Where your code will segfault depends on what compiler you're using, luck, and other linking details of the program in question. You will most likely not segfault for i == 10. Even though that is outside your array, you will almost certainly still have memory allocated to your process at that location. As you keep going beyond your array bounds, however, you will eventually leave the memory allocated to your process and then take a segfault.

However, if you write beyond an array boundary, you will likely overwrite other automatic variables in your same stack frame. If any of these variables are pointers (or array indexes used later), then when you reference these now-corrupted values, you'll possibly take a segfault. (Depending on the exact value corrupted to and whether or not you're now going to reference memory that is not allocated to your process.)

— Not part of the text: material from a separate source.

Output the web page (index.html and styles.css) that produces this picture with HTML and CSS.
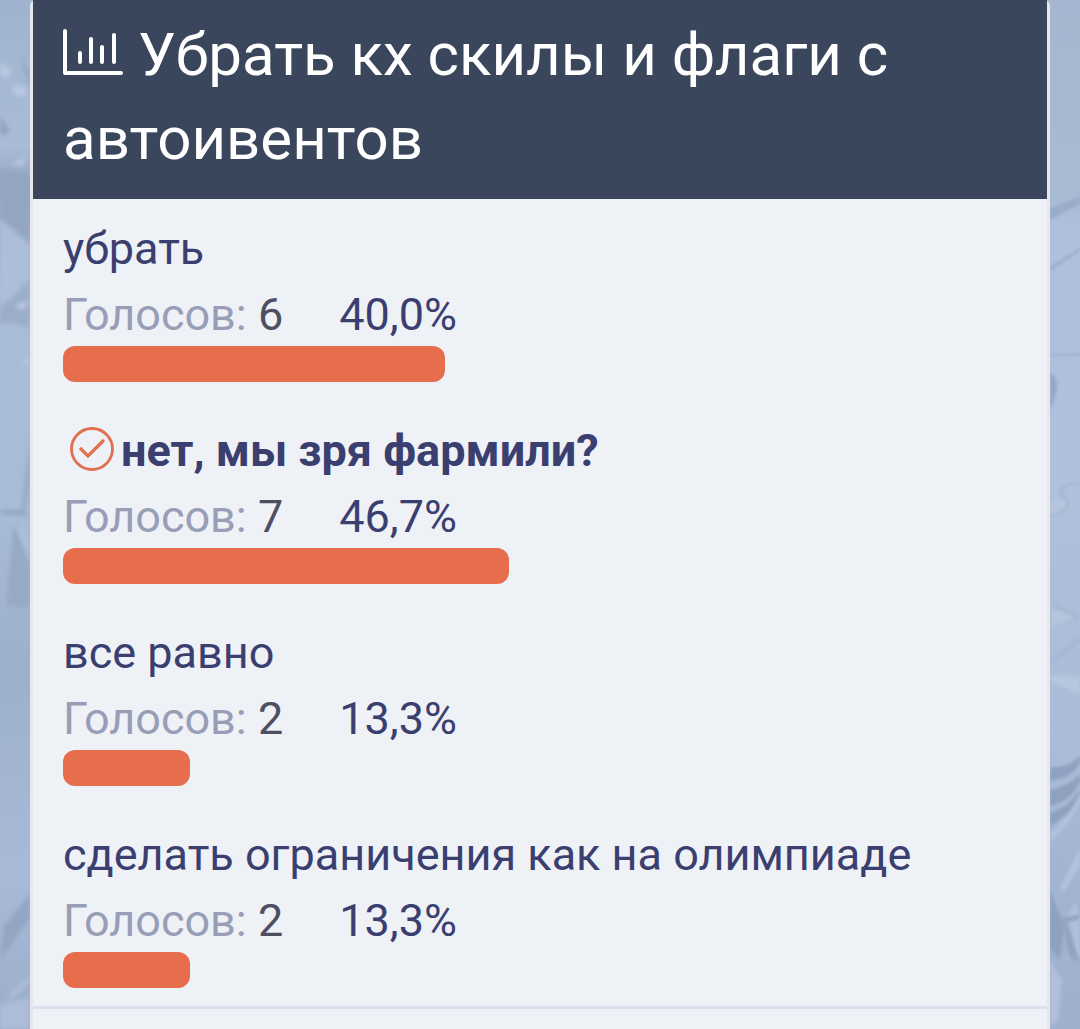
FILE: index.html
```html
<!DOCTYPE html>
<html lang="ru">
<head>
<meta charset="utf-8">
<meta name="viewport" content="width=device-width, initial-scale=1">
<title>Опрос</title>
<link rel="stylesheet" href="styles.css">
</head>
<body>
<div class="page">
  <svg class="scenery" viewBox="0 0 30 1029" preserveAspectRatio="xMidYMin slice" aria-hidden="true">
    <defs>
      <linearGradient id="left-sky" x1="0" y1="0" x2="0" y2="1">
        <stop offset="0" stop-color="#9fb3ce"/>
        <stop offset=".14" stop-color="#a9bbd8"/>
        <stop offset=".18" stop-color="#97a8c2"/>
        <stop offset=".3" stop-color="#a9bcd8"/>
        <stop offset=".5" stop-color="#a8bbd7"/>
        <stop offset=".65" stop-color="#9db0cb"/>
        <stop offset=".85" stop-color="#a8bad8"/>
        <stop offset="1" stop-color="#9badc9"/>
      </linearGradient>
      <filter id="soft-left"><feGaussianBlur stdDeviation="2"/></filter>
    </defs>
    <rect width="30" height="1029" fill="url(#left-sky)"/>
    <g filter="url(#soft-left)">
      <path d="M0 62l12 8-4 8-8-2zM14 84l14 4-4 10-12-4zM12 164l14-8-4 10z" fill="#b8c7df"/>
      <path d="M0 116l10 16-10 4zM20 56l10 18v14z" fill="#8fa2bf"/>
      <path d="M0 168l30 6v68L0 218z" fill="#94a5bf"/>
      <path d="M0 219l30 27v32l-14 8 14 8v16l-30-2z" fill="#adbedb"/>
      <path d="M0 308l30-28v48l-18-5-12 2z" fill="#9badca"/>
      <path d="M14 306l16-6-8 10zM20 361l10-3v5z" fill="#bdcbe0"/>
      <path d="M30 440l-8 70h3l5-30zM0 510h24l6 6-30-2z" fill="#92a6c4"/>
      <path d="M14 525L6 606l24 2v-48z" fill="#97a9c3"/>
      <path d="M18 532l12 32-6-38z" fill="#b0c1dc"/>
      <path d="M30 894L4 926l-4 34 30-42z" fill="#93a5c2"/>
      <path d="M30 974L7 996l4 4 19-18zM0 1004l30-6v31H0z" fill="#acbcd9"/>
    </g>
  </svg>

  <main class="poll">
    <h1 class="poll__title">
      <svg class="poll__icon" viewBox="0 0 60 46" aria-hidden="true">
        <path d="M2 2v42h56" fill="none" stroke="currentColor" stroke-width="4" stroke-linecap="round" stroke-linejoin="round"/>
        <path d="M17 24v9M28 10v23M39 18v15M51 6v27" fill="none" stroke="currentColor" stroke-width="4" stroke-linecap="round"/>
      </svg>
      Убрать кх скилы и флаги с автоивентов
    </h1>
    <ul class="poll__options">
      <li class="option">
        <div class="option__label">убрать</div>
        <div class="option__stats"><span><span class="option__caption">Голосов:</span> 6</span><span class="option__percent">40,0%</span></div>
        <div class="option__bar" style="width: 40%"></div>
      </li>
      <li class="option">
        <div class="option__label option__label--mine">
          <svg class="option__check" viewBox="0 0 44 48" role="img" aria-label="Ваш голос">
            <circle cx="22" cy="22" r="20.5" fill="none" stroke="currentColor" stroke-width="2.8"/>
            <path d="M10 21l8 8 16-16" fill="none" stroke="currentColor" stroke-width="3.2"/>
          </svg>
          нет, мы зря фармили?
        </div>
        <div class="option__stats"><span><span class="option__caption">Голосов:</span> 7</span><span class="option__percent">46,7%</span></div>
        <div class="option__bar" style="width: 46.7%"></div>
      </li>
      <li class="option">
        <div class="option__label">все равно</div>
        <div class="option__stats"><span><span class="option__caption">Голосов:</span> 2</span><span class="option__percent">13,3%</span></div>
        <div class="option__bar" style="width: 13.3%"></div>
      </li>
      <li class="option">
        <div class="option__label">сделать ограничения как на олимпиаде</div>
        <div class="option__stats"><span><span class="option__caption">Голосов:</span> 2</span><span class="option__percent">13,3%</span></div>
        <div class="option__bar" style="width: 13.3%"></div>
      </li>
    </ul>
  </main>

  <svg class="scenery" viewBox="0 0 30 1029" preserveAspectRatio="xMidYMin slice" aria-hidden="true">
    <defs>
      <linearGradient id="right-sky" x1="0" y1="0" x2="0" y2="1">
        <stop offset="0" stop-color="#a5b6d0"/>
        <stop offset=".19" stop-color="#a9bad3"/>
        <stop offset=".22" stop-color="#afc0dc"/>
        <stop offset=".48" stop-color="#b0c1dc"/>
        <stop offset=".55" stop-color="#adbed8"/>
        <stop offset=".72" stop-color="#abbcd8"/>
        <stop offset=".85" stop-color="#a2b4d0"/>
        <stop offset="1" stop-color="#9fb0cd"/>
      </linearGradient>
      <filter id="soft-right"><feGaussianBlur stdDeviation="1.6"/></filter>
    </defs>
    <rect width="30" height="1029" fill="url(#right-sky)"/>
    <g filter="url(#soft-right)">
      <path d="M0 208l30-12v8L0 220zM0 267l30-19v3L0 271z" fill="#9aacca"/>
      <path d="M0 373q7 4 7 12T0 411z" fill="#95a7c4"/>
      <path d="M0 354l30-1v3H0z" fill="#a3b4d0"/>
      <path d="M0 502l18-1-4 9-14 8zM2 608l24 9-24 9z" fill="#b5c5dd"/>
      <path d="M2 604l26 14M0 663l30-24M30 484q-18-2-20 10 12 6 6 14L0 517" fill="none" stroke="#a0b2cf" stroke-width="2"/>
      <path d="M0 682l30 12v-18H0z" fill="#b5c6dd"/>
      <path d="M0 767q20 2 30-12v8Q22 778 0 781zM0 790q20-4 30-16v8Q20 802 0 806zM0 813q20-6 30-24v8Q24 812 0 826z" fill="#8fa1bf"/>
      <path d="M0 834q18-16 30-40v8Q20 824 0 842zM10 888l20-40v18L14 892z" fill="#b2c2dc"/>
      <path d="M0 890l14 36-4 34-10-12z" fill="#8fa1be"/>
      <path d="M18 914l8-12 4 14v44l-14-2 10-8zM0 960l12 20-4 40-8 6z" fill="#b0c0da"/>
      <path d="M12 918l18-4-2 6-12 2 14 40-10-4z" fill="#91a3c0"/>
    </g>
  </svg>
</div>
</body>
</html>
```
FILE: styles.css
```css
* {
  box-sizing: border-box;
}

body {
  margin: 0;
  background: #a5b7d2;
  color: #3a3f70;
  font-family: Roboto, sans-serif;
  font-size: 45px;
}

.page {
  display: grid;
  grid-template-columns: 30px minmax(0, 1fr) 30px;
  min-height: 100vh;
}

.scenery {
  display: block;
  width: 100%;
  height: 100%;
}

.poll {
  border: solid #e6e8ec;
  border-width: 0 3px;
  border-radius: 6px 6px 0 0;
  background: #eef1f6;
}

.poll__title {
  margin: 0;
  padding: 13px 30px 18px;
  background: #3a465b;
  color: #fff;
  font-size: 60px;
  font-weight: 400;
  line-height: 84px;
}

.poll__icon {
  width: 60px;
  height: 46px;
}

.poll__options {
  display: grid;
  gap: 35px;
  margin: 0;
  padding: 16px 30px 18px;
  border-bottom: 3px solid #dae1ec;
  list-style: none;
}

.option__label {
  line-height: 68px;
}

.option__label--mine {
  display: flex;
  align-items: center;
  gap: 7px;
  padding-left: 7px;
  font-weight: 700;
}

.option__check {
  flex: none;
  width: 44px;
  height: 48px;
  color: #e0704f;
}

.option__stats {
  display: flex;
  gap: 56px;
  color: #4e5062;
  line-height: 63px;
}

.option__caption {
  color: #999eb7;
}

.option__percent {
  color: #3a3f70;
}

.option__bar {
  height: 36px;
  border-radius: 12px;
  background: #e76e4c;
}
```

This is not terribly deterministic.

Answer 5

More generally, you can figure out where the segmentation fault occurs in Linux systems by using a debugger. For example, to use gdb, compile your program with debugging symbols by using the -g flag, e.g.:

gcc -g segfault.c -o segfault

Then, invoke gdb with your program and any arguments using the --args flag, .g.:

gdb --args ./segault myarg1 myarg2 ...

Then, when the debugger starts up, type run, and your program should run until it receives SIGSEGV, and should tell you where it was in the source code when it received that signal.

Answer 6

When and if your code crashes is not deterministic. It'll depend on what platform you're running the code on.

array is a stack variable, so your compiler is going to reserve 10 * sizeof(int) bytes on the stack for it. Depending on how the compiler arranges other local variables and which way your stack grows, i may come right after array. If you follow Daniel's suggestion and put the printf statement in, you may notice an interesting effect. On my platform, when i = 10, array[10] = 22 clobbers i and the next assignment is to array[23].

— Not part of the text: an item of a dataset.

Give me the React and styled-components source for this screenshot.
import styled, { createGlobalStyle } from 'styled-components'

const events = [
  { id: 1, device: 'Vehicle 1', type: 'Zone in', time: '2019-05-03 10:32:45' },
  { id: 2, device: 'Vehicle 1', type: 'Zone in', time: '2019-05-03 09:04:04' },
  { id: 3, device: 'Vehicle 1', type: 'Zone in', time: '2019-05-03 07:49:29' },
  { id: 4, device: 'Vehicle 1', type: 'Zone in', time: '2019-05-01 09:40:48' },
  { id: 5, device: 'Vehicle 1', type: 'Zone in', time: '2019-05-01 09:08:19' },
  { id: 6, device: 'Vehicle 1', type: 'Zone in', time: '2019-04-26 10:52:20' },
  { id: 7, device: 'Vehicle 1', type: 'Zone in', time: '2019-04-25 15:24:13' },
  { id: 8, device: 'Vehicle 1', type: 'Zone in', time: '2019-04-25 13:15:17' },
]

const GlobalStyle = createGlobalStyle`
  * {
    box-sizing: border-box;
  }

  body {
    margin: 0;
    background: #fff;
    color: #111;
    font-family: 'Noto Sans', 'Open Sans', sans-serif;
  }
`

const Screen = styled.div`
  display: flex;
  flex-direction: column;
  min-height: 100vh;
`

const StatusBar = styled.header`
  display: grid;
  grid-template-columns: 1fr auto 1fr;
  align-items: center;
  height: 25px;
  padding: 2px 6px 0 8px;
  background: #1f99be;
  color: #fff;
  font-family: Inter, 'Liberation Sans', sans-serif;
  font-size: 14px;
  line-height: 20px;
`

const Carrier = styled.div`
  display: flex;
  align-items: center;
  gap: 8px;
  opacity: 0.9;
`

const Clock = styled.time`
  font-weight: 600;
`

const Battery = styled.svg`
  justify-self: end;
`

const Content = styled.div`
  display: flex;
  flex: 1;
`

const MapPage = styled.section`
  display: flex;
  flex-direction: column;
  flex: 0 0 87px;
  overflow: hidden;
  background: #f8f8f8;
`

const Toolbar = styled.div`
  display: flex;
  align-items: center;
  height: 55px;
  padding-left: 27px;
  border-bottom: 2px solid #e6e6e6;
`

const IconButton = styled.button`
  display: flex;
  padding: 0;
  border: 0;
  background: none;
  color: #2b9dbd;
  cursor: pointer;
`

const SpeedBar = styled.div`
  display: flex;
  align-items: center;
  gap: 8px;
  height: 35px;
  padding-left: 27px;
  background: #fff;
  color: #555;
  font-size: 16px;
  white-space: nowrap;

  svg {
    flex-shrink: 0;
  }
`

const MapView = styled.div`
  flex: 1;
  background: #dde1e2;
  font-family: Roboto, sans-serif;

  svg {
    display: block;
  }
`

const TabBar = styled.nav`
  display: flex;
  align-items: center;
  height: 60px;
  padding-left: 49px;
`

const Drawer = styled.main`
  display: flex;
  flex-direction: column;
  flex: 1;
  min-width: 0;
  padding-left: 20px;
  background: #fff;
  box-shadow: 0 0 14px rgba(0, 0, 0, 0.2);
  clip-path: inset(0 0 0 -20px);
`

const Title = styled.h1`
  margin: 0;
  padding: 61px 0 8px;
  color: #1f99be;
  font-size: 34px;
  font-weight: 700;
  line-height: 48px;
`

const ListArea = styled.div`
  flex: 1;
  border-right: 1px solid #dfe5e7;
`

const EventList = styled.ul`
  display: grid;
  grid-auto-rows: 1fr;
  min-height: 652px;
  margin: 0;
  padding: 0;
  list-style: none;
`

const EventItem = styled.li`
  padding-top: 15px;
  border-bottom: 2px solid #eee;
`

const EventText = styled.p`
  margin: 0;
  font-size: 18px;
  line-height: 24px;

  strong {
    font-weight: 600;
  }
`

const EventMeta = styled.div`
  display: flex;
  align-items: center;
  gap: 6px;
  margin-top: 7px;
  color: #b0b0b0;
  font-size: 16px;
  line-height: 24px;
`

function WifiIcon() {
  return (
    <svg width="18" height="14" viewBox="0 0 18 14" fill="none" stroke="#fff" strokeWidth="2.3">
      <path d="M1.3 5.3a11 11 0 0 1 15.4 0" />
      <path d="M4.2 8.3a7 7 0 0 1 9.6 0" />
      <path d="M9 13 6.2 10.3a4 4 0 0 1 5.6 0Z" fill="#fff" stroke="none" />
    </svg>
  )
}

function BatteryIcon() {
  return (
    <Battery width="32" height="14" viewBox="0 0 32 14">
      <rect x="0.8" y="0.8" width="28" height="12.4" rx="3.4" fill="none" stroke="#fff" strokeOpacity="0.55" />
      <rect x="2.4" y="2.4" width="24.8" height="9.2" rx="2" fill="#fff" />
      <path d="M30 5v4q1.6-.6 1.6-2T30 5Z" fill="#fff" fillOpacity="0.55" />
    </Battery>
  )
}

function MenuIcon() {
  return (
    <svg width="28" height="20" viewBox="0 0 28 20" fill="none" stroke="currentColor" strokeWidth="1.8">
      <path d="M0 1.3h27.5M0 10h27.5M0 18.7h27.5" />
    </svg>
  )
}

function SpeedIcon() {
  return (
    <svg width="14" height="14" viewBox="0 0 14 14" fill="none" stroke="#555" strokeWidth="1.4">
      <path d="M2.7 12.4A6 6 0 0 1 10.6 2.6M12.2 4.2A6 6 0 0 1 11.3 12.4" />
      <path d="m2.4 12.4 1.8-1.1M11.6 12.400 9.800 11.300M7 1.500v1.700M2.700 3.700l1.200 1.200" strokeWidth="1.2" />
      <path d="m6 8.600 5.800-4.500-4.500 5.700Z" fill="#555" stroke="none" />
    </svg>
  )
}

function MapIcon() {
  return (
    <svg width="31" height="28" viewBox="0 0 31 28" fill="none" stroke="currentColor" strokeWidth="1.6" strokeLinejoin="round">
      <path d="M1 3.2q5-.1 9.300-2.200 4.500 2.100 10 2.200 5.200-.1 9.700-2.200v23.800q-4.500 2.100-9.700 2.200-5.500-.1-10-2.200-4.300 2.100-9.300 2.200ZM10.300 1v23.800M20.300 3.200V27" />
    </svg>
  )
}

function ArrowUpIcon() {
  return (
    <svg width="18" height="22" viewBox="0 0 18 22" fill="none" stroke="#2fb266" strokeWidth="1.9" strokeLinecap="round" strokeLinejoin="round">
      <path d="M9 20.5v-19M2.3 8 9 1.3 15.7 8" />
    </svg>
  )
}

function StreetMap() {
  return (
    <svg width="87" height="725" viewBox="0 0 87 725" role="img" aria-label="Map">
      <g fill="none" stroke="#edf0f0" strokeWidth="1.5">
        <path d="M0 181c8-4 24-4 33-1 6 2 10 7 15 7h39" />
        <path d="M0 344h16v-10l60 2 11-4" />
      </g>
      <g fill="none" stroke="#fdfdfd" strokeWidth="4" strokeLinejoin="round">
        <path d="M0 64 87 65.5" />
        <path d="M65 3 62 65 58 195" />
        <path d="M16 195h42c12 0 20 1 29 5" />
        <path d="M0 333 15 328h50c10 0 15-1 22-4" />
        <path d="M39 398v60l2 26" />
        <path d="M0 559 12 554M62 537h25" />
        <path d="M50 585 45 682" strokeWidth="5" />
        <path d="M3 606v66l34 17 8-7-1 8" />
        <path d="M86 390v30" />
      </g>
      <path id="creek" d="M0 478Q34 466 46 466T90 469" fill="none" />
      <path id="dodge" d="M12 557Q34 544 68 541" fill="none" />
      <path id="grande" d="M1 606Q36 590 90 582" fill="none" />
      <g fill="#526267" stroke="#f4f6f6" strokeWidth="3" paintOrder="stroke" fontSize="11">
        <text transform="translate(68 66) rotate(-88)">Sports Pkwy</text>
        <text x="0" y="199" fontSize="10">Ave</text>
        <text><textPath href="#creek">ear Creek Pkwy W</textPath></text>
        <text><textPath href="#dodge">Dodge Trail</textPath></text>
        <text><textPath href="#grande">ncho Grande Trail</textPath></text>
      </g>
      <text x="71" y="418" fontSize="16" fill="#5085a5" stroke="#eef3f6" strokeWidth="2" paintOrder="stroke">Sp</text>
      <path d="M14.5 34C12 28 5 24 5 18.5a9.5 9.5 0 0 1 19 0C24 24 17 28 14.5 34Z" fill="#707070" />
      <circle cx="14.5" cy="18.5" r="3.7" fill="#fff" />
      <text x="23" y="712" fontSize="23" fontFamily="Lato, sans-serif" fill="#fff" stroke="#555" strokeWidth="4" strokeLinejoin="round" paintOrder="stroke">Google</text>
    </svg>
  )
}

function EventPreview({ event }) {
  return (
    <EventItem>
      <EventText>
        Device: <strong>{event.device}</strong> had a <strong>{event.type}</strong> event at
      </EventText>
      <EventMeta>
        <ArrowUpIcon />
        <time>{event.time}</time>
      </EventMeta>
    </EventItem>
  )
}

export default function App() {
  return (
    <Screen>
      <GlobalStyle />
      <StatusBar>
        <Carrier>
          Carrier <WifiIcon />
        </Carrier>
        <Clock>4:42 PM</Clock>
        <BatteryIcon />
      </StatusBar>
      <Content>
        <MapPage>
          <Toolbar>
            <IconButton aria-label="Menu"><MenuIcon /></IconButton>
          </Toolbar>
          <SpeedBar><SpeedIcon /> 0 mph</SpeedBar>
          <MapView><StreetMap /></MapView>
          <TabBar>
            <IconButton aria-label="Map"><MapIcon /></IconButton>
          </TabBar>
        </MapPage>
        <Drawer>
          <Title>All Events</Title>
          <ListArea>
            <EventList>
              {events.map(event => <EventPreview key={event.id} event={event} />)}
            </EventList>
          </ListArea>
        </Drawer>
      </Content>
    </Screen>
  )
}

A segmentation violation occurs when user code tries to touch a page that it does not have access to. In this case, you'll get one if your stack is small enough that 9999 iterations runs out off the stack.

If you had allocated array on the heap instead (by using malloc()), then you'll get a SIGSEGV when you run off the end of a page boundary. Even a 10 byte allocation will return a whole page. Page sizes vary by platform. Note that some malloc debuggers can try to flag an array out-of-bounds case, but you won't get the SIGSEGV unless the hardware gets involved when you run off the end of the page.

Answer 7

segmentation fault happens when accessing outside of the processes dedicated memory, this is not easily predicted. When i == 10 it's outside the array.. but might still be in the memory of the process. This depends how the processes memory got allocated, something there is no way (normally) of knowing (depending of the memory manager of the OS). So segfault might happen at any of i = 10 - 9999, or not at all.

Answer 8

The answer is maybe. The C language says nothing about what should happen in this case. It is undefined behavior. The compiler is not required to detect the problem, do anything to handle the problem, terminate the program or anything else. And so it does nothing.

You write to memory that's not yours, and in practice one of three things may happen:

• You might be lucky, and just get a segfault. This happens if you hit an address that is not allocated to your process. The OS will detect this, and throw an error at you.
• You might hit memory that's genuinely unused, in which case no error will occur right away. But if the memory is allocated and used later, it will overwrite your data, and if you expect it to still be there by then, you'll get some nice delayed-action errors.
• You might hit data that's actually used for something else already. You overwrite that, and sometime soon, when the original data is needed, it'll read your data instead, and unpredictable errors will ensue.

Writing out of bounds: Just don't do it. The C language won't do anything to tell you when it happens, so you have to keep an eye on it yourself.